United States v. Ruben Vargas-Ocampo
2014 U.S. App. LEXIS 5575
| 5th Cir. | 2014Background
- Vargas-Ocampo was convicted by a jury of conspiracy to possess with intent to distribute marijuana and possession with intent to distribute; he received concurrent 78-month sentences.
- On July 12, 2011, CBP helicopter and ground agents observed a pickup leaving the Rio Grande area while rafts crossed toward Mexico; agents saw packages in the truck and surveillance “scouts” nearby.
- Ground agents chased the truck; Vargas-Ocampo abandoned the vehicle, jumped a fence, was found in a garage holding a push-to-talk radio and a cell phone that subsequently received multiple calls.
- Agents recovered 84 packages (~430 kg) of marijuana from the truck; the truck was registered to Maria Alvarez.

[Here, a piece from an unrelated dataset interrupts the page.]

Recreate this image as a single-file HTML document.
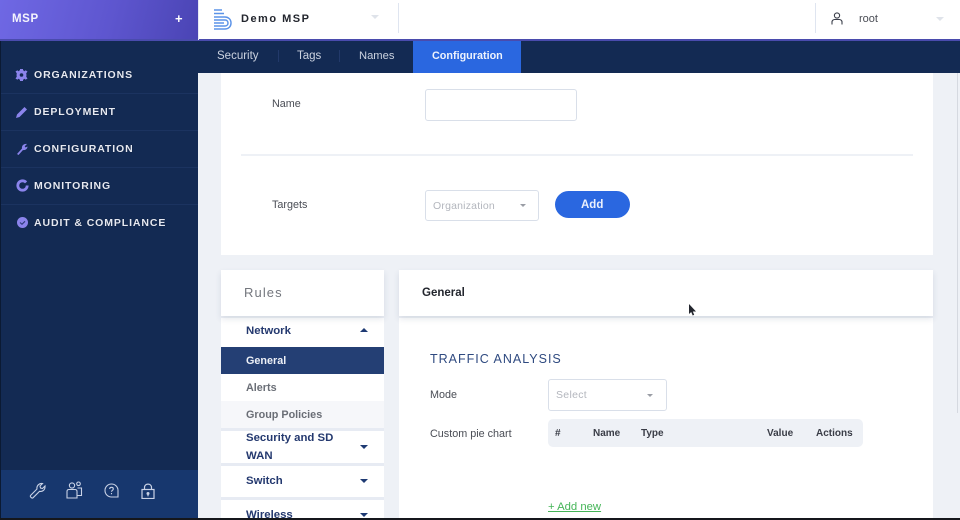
<!DOCTYPE html>
<html><head><meta charset="utf-8"><style>
html,body{margin:0;padding:0;background:#eef1f6}
#p{position:relative;width:960px;height:520px;overflow:hidden;background:#eef1f6;font-family:"Liberation Sans",sans-serif}
#p div,#p span.a,#p svg{position:absolute}
.t{white-space:nowrap;line-height:16px}
.nav{left:34px;color:#e6e9f2;font-size:10.5px;font-weight:bold;letter-spacing:.9px;text-shadow:0 0 1px #0008}
.sep{left:1px;width:197px;height:1px;background:#1b3360}
.tab{top:48px;color:#ccd3e0;font-size:11.5px}
.lab{color:#4a4d55;font-size:10.8px}
.box{background:#fff;border:1px solid #d9dfe9;border-radius:3px;box-sizing:border-box}
.card{background:#fff}
.shadow{box-shadow:0 3px 6px rgba(40,60,100,.12)}
.car{width:0;height:0;border-left:4px solid transparent;border-right:4px solid transparent;border-top:4px solid #1e3a73}
.grp{left:246px;color:#24396f;font-size:11.4px;font-weight:bold}
.it{left:246px;font-size:10.8px;font-weight:bold;color:#6a6e76}
.th{top:426px;color:#3a3d47;font-size:10px;font-weight:bold}
</style></head><body><div id="p">

<!-- main cards -->
<div class="card" style="left:221px;top:73px;width:712px;height:182px"></div>
<div style="left:241px;top:154px;width:672px;height:2px;background:#eef1f6"></div>
<div class="card" style="left:221px;top:318px;width:163px;height:202px"></div>
<div class="card" style="left:399px;top:318px;width:534px;height:202px"></div>

<!-- sidebar -->
<div style="left:0;top:40px;width:198px;height:430px;background:#132a53"></div>
<div style="left:0;top:470px;width:198px;height:50px;background:#17376e"></div>
<div style="left:0;top:40px;width:1px;height:480px;background:#0b1a33"></div>
<div style="left:0;top:0;width:198px;height:40px;background:linear-gradient(105deg,#6f68e4 0%,#5e56cf 55%,#4a44b4 100%)"></div>
<div class="t" style="left:12px;top:11px;color:#f4f4fc;font-size:11.5px;font-weight:bold;letter-spacing:.6px">MSP</div>
<div class="t" style="left:175px;top:11px;color:#fff;font-size:13px;font-weight:bold">+</div>

<div class="sep" style="top:93px"></div><div class="sep" style="top:130px"></div><div class="sep" style="top:167px"></div><div class="sep" style="top:204px"></div>
<div class="t nav" style="top:67px">ORGANIZATIONS</div>
<div class="t nav" style="top:104px">DEPLOYMENT</div>
<div class="t nav" style="top:141px">CONFIGURATION</div>
<div class="t nav" style="top:178px">MONITORING</div>
<div class="t nav" style="top:215px">AUDIT &amp; COMPLIANCE</div>

<svg style="left:15px;top:69px" width="13" height="12" viewBox="0 0 13 12"><path d="M6.5 6m-5 0a5 5 0 1 0 10 0a5 5 0 1 0-10 0" fill="#8b84ec"/><path d="M5 0h3v2H5zM5 10h3v2H5zM0.5 2.5l2-1.2 1.4 2-2 1.2zM12.5 2.5l-2-1.2-1.400 2 2 1.200zM.5 9.500l2 1.200 1.400-2-2-1.200zM12.500 9.500l-2 1.200-1.400-2 2-1.200z" fill="#8b84ec"/><circle cx="6.500" cy="6" r="1.800" fill="#132a53"/></svg>
<svg style="left:16px;top:106px" width="12" height="12" viewBox="0 0 12 12"><path d="M0 12l1-3.500L8.500 1l2.500 2.500L3.500 11z" fill="#8b84ec"/></svg>
<svg style="left:16px;top:143px" width="12" height="12" viewBox="0 0 12 12"><path d="M1 11L6 5.500C5.500 3 7.500 .5 11 1L8.700 3.200 9.500 4.500 11.500 3.500C11.500 6 9 7.500 7 7L2.500 12z" fill="#8b84ec"/></svg>
<svg style="left:16px;top:179px" width="13" height="13" viewBox="0 0 13 13"><circle cx="6.500" cy="6.500" r="4.700" fill="none" stroke="#8b84ec" stroke-width="2.800" stroke-dasharray="26 4"/></svg>
<svg style="left:16px;top:216px" width="13" height="13" viewBox="0 0 13 13"><circle cx="6.500" cy="6.500" r="5.500" fill="#8b84ec"/><path d="M4 6.500l2 1.800 3-3" fill="none" stroke="#2c3a78" stroke-width="1.100"/></svg>

<svg style="left:29px;top:482px" width="17" height="17" viewBox="0 0 17 17" fill="none" stroke="#c9d2e6" stroke-width="1.100"><path d="M1.500 13.500L8 7C7.300 4 10 1 13.500 1.500L11 4l.5 2 2 .5 2.500-2.500C16.300 8 13.300 10 10.500 9.300L4 15.800C3 16.700.7 14.800 1.500 13.500z"/></svg>
<svg style="left:66px;top:481px" width="17" height="18" viewBox="0 0 17 18" fill="none" stroke="#c9d2e6" stroke-width="1.100"><circle cx="6" cy="4.500" r="2.600"/><circle cx="12.500" cy="2.800" r="1.800"/><path d="M1 17V10.500C1 9 2 8.500 3 8.500H9C10 8.500 11 9 11 10.500V17zM11 14.500H15.500V7H11.500"/></svg>
<svg style="left:104px;top:483px" width="15" height="15" viewBox="0 0 15 15" fill="none" stroke="#c9d2e6" stroke-width="1.100"><path d="M7.500 1A6.500 6.500 0 0 1 14 7.500V14H7.500A6.500 6.500 0 0 1 7.500 1z"/><path d="M5.700 6C5.700 3.800 9.300 3.800 9.300 6C9.300 7.300 7.500 7.300 7.500 8.800M7.500 10v1.200"/></svg>
<svg style="left:141px;top:483px" width="14" height="16" viewBox="0 0 14 16" fill="none" stroke="#c9d2e6" stroke-width="1.200"><rect x="1" y="6.500" width="12" height="9"/><path d="M3.500 6.500V4.500C3.500 0 10.500 0 10.500 4.500V6.500"/><circle cx="7" cy="10.500" r="1.500" fill="#c9d2e6" stroke="none"/><path d="M7 11v2.300"/></svg>

<!-- header -->
<div style="left:198px;top:0;width:762px;height:39px;background:#fff"></div>
<div style="left:198px;top:39px;width:762px;height:1.500px;background:#4a4bad"></div>
<div style="left:0;top:39px;width:198px;height:2px;background:#4a4bad"></div>
<div style="left:198px;top:41px;width:762px;height:32px;background:#132a53"></div>
<div style="left:198px;top:0;width:1px;height:40px;background:#e6e9f4"></div>
<svg style="left:214px;top:9px" width="18" height="21" viewBox="0 0 18 21" fill="none" stroke="#5b93e8" stroke-width="1.500"><path d="M0 1h8M0 4.500h10M0 8h11C14 8 17 10 17 14S14 20 11 20H0M0 11h11C13 11 14 12.500 14 14S13 17 11 17H0M0 14h10"/></svg>
<div class="t" style="left:241px;top:11px;color:#23262e;font-size:11px;font-weight:bold;letter-spacing:1.5px">Demo MSP</div>
<div class="car" style="left:371px;top:15px;border-top-color:#dfe3ea"></div>
<div style="left:398px;top:3px;width:1px;height:30px;background:#dfe5f0"></div>
<div style="left:815px;top:3px;width:1px;height:30px;background:#dfe5f0"></div>
<svg style="left:831px;top:12px" width="12" height="13" viewBox="0 0 12 13" fill="none" stroke="#3b3f4a" stroke-width="1.100"><circle cx="6" cy="3.500" r="2.600"/><path d="M1 12.500V10C1 8.500 2.500 7.500 3.500 7.500H8.500C9.500 7.500 11 8.500 11 10V12.500"/></svg>
<div class="t" style="left:859px;top:11px;color:#4a4d55;font-size:11px">root</div>
<div class="car" style="left:936px;top:17px;border-top-color:#dfe3ea"></div>

<!-- tabs -->
<div class="t tab" style="left:217px">Security</div>
<div class="t tab" style="left:297px">Tags</div>
<div class="t tab" style="left:359px;font-size:11.2px">Names</div>
<div style="left:278px;top:50px;width:1px;height:12px;background:#22396a"></div>
<div style="left:339px;top:50px;width:1px;height:12px;background:#22396a"></div>
<div style="left:413px;top:41px;width:108px;height:32px;background:#2a67e0"></div>
<div class="t tab" style="left:432px;color:#eef3fd;font-weight:bold;font-size:10.8px">Configuration</div>

<!-- form -->
<div class="t lab" style="left:272px;top:96px">Name</div>
<div class="box" style="left:425px;top:89px;width:152px;height:32px"></div>
<div class="t lab" style="left:272px;top:197px">Targets</div>
<div class="box" style="left:425px;top:190px;width:114px;height:31px"></div>
<div class="t" style="left:433px;top:198px;color:#b3b6bd;font-size:10.500px;letter-spacing:.2px">Organization</div>
<div class="car" style="left:520px;top:204px;border-top-color:#9a9da5;border-top-width:3px;border-left-width:3px;border-right-width:3px"></div>
<div style="left:555px;top:191px;width:75px;height:27px;border-radius:14px;background:#2a67e0"></div>
<div class="t" style="left:581px;top:197px;color:#eaf0fd;font-size:11.5px;font-weight:bold">Add</div>

<!-- rules -->
<div class="card shadow" style="left:221px;top:270px;width:163px;height:46px"></div>
<div class="t" style="left:244px;top:285px;color:#74777e;font-size:13px;letter-spacing:1.100px">Rules</div>
<div class="t grp" style="top:323px">Network</div>
<div class="car" style="left:360px;top:328px;border-top:0;border-bottom:4px solid #1e3a73"></div>
<div style="left:221px;top:347px;width:163px;height:27px;background:#243f74"></div>
<div class="t it" style="top:353px;color:#eef1f7">General</div>
<div class="t it" style="top:380px">Alerts</div>
<div style="left:221px;top:401px;width:163px;height:27px;background:#f6f7fa"></div>
<div class="t it" style="top:407px">Group Policies</div>
<div style="left:221px;top:428px;width:163px;height:3px;background:#e7ebf3"></div>
<div class="t grp" style="top:430px">Security and SD</div>
<div class="t grp" style="top:448px">WAN</div>
<div class="car" style="left:360px;top:445px"></div>
<div style="left:221px;top:463px;width:163px;height:3px;background:#e7ebf3"></div>
<div class="t grp" style="top:473px">Switch</div>
<div class="car" style="left:360px;top:479px"></div>
<div style="left:221px;top:497px;width:163px;height:3px;background:#e7ebf3"></div>
<div class="t grp" style="top:507px">Wireless</div>
<div class="car" style="left:360px;top:513px"></div>

<!-- general -->
<div class="card shadow" style="left:399px;top:270px;width:534px;height:46px"></div>
<div class="t" style="left:422px;top:285px;color:#23262e;font-size:11.5px;font-weight:bold">General</div>
<svg style="left:688px;top:303px" width="9" height="14" viewBox="0 0 9 14"><path d="M1 1v10l2.200-2 1.500 3.500 1.500-.7L4.800 8.500H8z" fill="#23262e"/></svg>
<div class="t" style="left:430px;top:351px;color:#2f4a80;font-size:12.500px;letter-spacing:1px">TRAFFIC ANALYSIS</div>
<div class="t lab" style="left:430px;top:387px">Mode</div>
<div class="box" style="left:548px;top:379px;width:119px;height:32px"></div>
<div class="t" style="left:556px;top:387px;color:#b3b6bd;font-size:10.500px;letter-spacing:.3px">Select</div>
<div class="car" style="left:647px;top:394px;border-top-color:#9a9da5;border-top-width:3px;border-left-width:3px;border-right-width:3px"></div>
<div class="t lab" style="left:430px;top:426px">Custom pie chart</div>
<div style="left:548px;top:419px;width:315px;height:28px;border-radius:5px;background:#eef1f6"></div>
<div class="t th" style="left:555px">#</div>
<div class="t th" style="left:593px">Name</div>
<div class="t th" style="left:641px">Type</div>
<div class="t th" style="left:767px">Value</div>
<div class="t th" style="left:816px">Actions</div>
<div class="t" style="left:548px;top:499px;color:#45b558;font-size:11.3px;letter-spacing:0;text-decoration:underline">+ Add new</div>

<div style="left:957px;top:73px;width:1px;height:340px;background:#d5d9e0"></div>
<div style="left:0;top:518px;width:960px;height:2px;background:#15171c"></div>
</div></body></html>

- Vargas-Ocampo preserved a sufficiency-of-the-evidence challenge on appeal, arguing that the incriminating inferences were countered by benign explanations, invoking the circuit’s “equipoise rule.”
Issues
| Issue | Plaintiff's Argument | Defendant's Argument | Held |
|---|---|---|---|
| Whether the Fifth Circuit should continue to apply the "equipoise rule" when reviewing sufficiency of evidence | Vargas-Ocampo argued convictions must be reversed when evidence is in equipoise (equally supports guilt and innocence) | Government urged adherence to Jackson v. Virginia's deferential standard and rejection of a separate equipoise test | Court abandoned the "equipoise rule" as unhelpful and inconsistent with Jackson; refused to apply it going forward |
| Whether the evidence was sufficient to support conspiracy conviction under Jackson v. Virginia | Vargas-Ocampo contended circumstantial facts had benign explanations and did not prove agreement, knowledge, and voluntary participation | Government relied on timing/location of rafts, quantity of marijuana, scouts’ proximity/actions, push-to-talk radio, and incoming calls to show agreement/knowledge/participation | Viewing evidence in light most favorable to prosecution, a rational juror could find every element beyond a reasonable doubt; conviction affirmed |
| Whether appellate reconsideration under Jackson permits fine-grained parsing of factual inferences | Vargas-Ocampo implied appellate parsing could find equipoise and create reasonable doubt | Government argued Jackson requires deference and presumption that jury resolved conflicts for prosecution | Court reiterated Jackson forbids fine-grained factual parsing by appellate courts and requires deferring to jury’s resolutions |
| Whether other formulations of Jackson-based review remain available | Vargas-Ocampo sought reversal under circuit precedent applying equipoise | Government maintained traditional Jackson inquiries (rational inferences, non-speculative) suffice | Court preserved Jackson-based review (e.g., whether inferences are rational vs. speculative) but rejected only the equipoise formulation |
Key Cases Cited
- United States v. Jaramillo, 42 F.3d 920 (5th Cir.) (describing the circuit’s prior articulation of the "equipoise rule")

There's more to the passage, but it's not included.